• _Problem to work on_
Word for word, transcribe the lines below and drop the pictures.
*** Data segment
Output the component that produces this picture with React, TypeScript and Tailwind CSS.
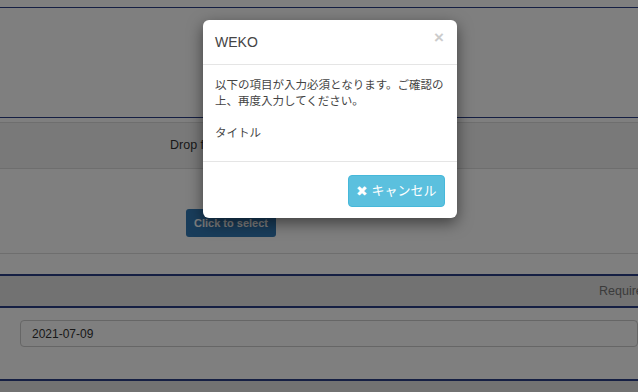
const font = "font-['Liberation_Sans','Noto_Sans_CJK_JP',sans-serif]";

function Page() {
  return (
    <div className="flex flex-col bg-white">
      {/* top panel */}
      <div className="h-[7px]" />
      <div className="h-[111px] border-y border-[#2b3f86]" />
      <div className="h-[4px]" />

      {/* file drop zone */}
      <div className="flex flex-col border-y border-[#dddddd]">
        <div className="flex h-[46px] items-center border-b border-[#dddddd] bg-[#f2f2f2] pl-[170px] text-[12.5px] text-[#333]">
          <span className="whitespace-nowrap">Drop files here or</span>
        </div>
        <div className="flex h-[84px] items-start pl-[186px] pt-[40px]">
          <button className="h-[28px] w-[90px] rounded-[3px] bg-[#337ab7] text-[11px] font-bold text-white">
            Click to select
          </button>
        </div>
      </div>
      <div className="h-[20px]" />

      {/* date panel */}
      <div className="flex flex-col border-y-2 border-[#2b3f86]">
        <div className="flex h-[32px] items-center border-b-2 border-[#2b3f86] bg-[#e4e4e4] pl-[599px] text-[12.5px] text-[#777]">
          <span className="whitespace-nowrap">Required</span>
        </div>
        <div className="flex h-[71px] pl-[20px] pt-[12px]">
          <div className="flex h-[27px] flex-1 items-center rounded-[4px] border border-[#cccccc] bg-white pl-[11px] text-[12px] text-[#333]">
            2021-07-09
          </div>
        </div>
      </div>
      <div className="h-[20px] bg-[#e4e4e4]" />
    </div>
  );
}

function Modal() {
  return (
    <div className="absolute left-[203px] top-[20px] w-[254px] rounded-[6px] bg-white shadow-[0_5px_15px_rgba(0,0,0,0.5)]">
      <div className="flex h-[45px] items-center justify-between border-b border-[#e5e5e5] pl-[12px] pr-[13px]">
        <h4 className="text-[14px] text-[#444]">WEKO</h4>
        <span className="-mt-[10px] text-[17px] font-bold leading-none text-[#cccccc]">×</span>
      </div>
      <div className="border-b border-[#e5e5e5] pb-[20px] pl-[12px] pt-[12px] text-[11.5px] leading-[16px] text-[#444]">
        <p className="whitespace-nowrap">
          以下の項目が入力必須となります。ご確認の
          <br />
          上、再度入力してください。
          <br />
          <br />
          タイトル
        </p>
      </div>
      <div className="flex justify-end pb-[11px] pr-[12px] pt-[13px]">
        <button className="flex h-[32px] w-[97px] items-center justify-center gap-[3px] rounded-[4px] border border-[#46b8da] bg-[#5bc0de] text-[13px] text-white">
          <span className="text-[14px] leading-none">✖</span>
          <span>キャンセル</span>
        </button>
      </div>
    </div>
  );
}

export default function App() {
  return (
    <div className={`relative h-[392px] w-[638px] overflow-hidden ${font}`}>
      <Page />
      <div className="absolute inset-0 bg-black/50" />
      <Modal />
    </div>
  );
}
******
• _Result of the exercise_
Output the component that produces this picture with React, TypeScript and Tailwind CSS.
const font = "font-['Liberation_Sans','Noto_Sans_CJK_JP',sans-serif]";

function Page() {
  return (
    <div className="flex flex-col bg-white">
      {/* top panel */}
      <div className="h-[7px]" />
      <div className="h-[111px] border-y border-[#2b3f86]" />
      <div className="h-[4px]" />

      {/* file drop zone */}
      <div className="flex flex-col border-y border-[#dddddd]">
        <div className="flex h-[46px] items-center border-b border-[#dddddd] bg-[#f2f2f2] pl-[170px] text-[12.5px] text-[#333]">
          <span className="whitespace-nowrap">Drop files here or</span>
        </div>
        <div className="flex h-[84px] items-start pl-[186px] pt-[40px]">
          <button className="h-[28px] w-[90px] rounded-[3px] bg-[#337ab7] text-[11px] font-bold text-white">
            Click to select
          </button>
        </div>
      </div>
      <div className="h-[20px]" />

      {/* date panel */}
      <div className="flex flex-col border-y-2 border-[#2b3f86]">
        <div className="flex h-[32px] items-center border-b-2 border-[#2b3f86] bg-[#e4e4e4] pl-[599px] text-[12.5px] text-[#777]">
          <span className="whitespace-nowrap">Required</span>
        </div>
        <div className="flex h-[71px] pl-[20px] pt-[12px]">
          <div className="flex h-[27px] flex-1 items-center rounded-[4px] border border-[#cccccc] bg-white pl-[11px] text-[12px] text-[#333]">
            2021-07-09
          </div>
        </div>
      </div>
      <div className="h-[20px] bg-[#e4e4e4]" />
    </div>
  );
}

function Modal() {
  return (
    <div className="absolute left-[203px] top-[20px] w-[254px] rounded-[6px] bg-white shadow-[0_5px_15px_rgba(0,0,0,0.5)]">
      <div className="flex h-[45px] items-center justify-between border-b border-[#e5e5e5] pl-[12px] pr-[13px]">
        <h4 className="text-[14px] text-[#444]">WEKO</h4>
        <span className="-mt-[10px] text-[17px] font-bold leading-none text-[#cccccc]">×</span>
      </div>
      <div className="border-b border-[#e5e5e5] pb-[20px] pl-[12px] pt-[12px] text-[11.5px] leading-[16px] text-[#444]">
        <p className="whitespace-nowrap">
          以下の項目が入力必須となります。ご確認の
          <br />
          上、再度入力してください。
          <br />
          <br />
          タイトル
        </p>
      </div>
      <div className="flex justify-end pb-[11px] pr-[12px] pt-[13px]">
        <button className="flex h-[32px] w-[97px] items-center justify-center gap-[3px] rounded-[4px] border border-[#46b8da] bg-[#5bc0de] text-[13px] text-white">
          <span className="text-[14px] leading-none">✖</span>
          <span>キャンセル</span>
        </button>
      </div>
    </div>
  );
}

export default function App() {
  return (
    <div className={`relative h-[392px] w-[638px] overflow-hidden ${font}`}>
      <Page />
      <div className="absolute inset-0 bg-black/50" />
      <Modal />
    </div>
  );
}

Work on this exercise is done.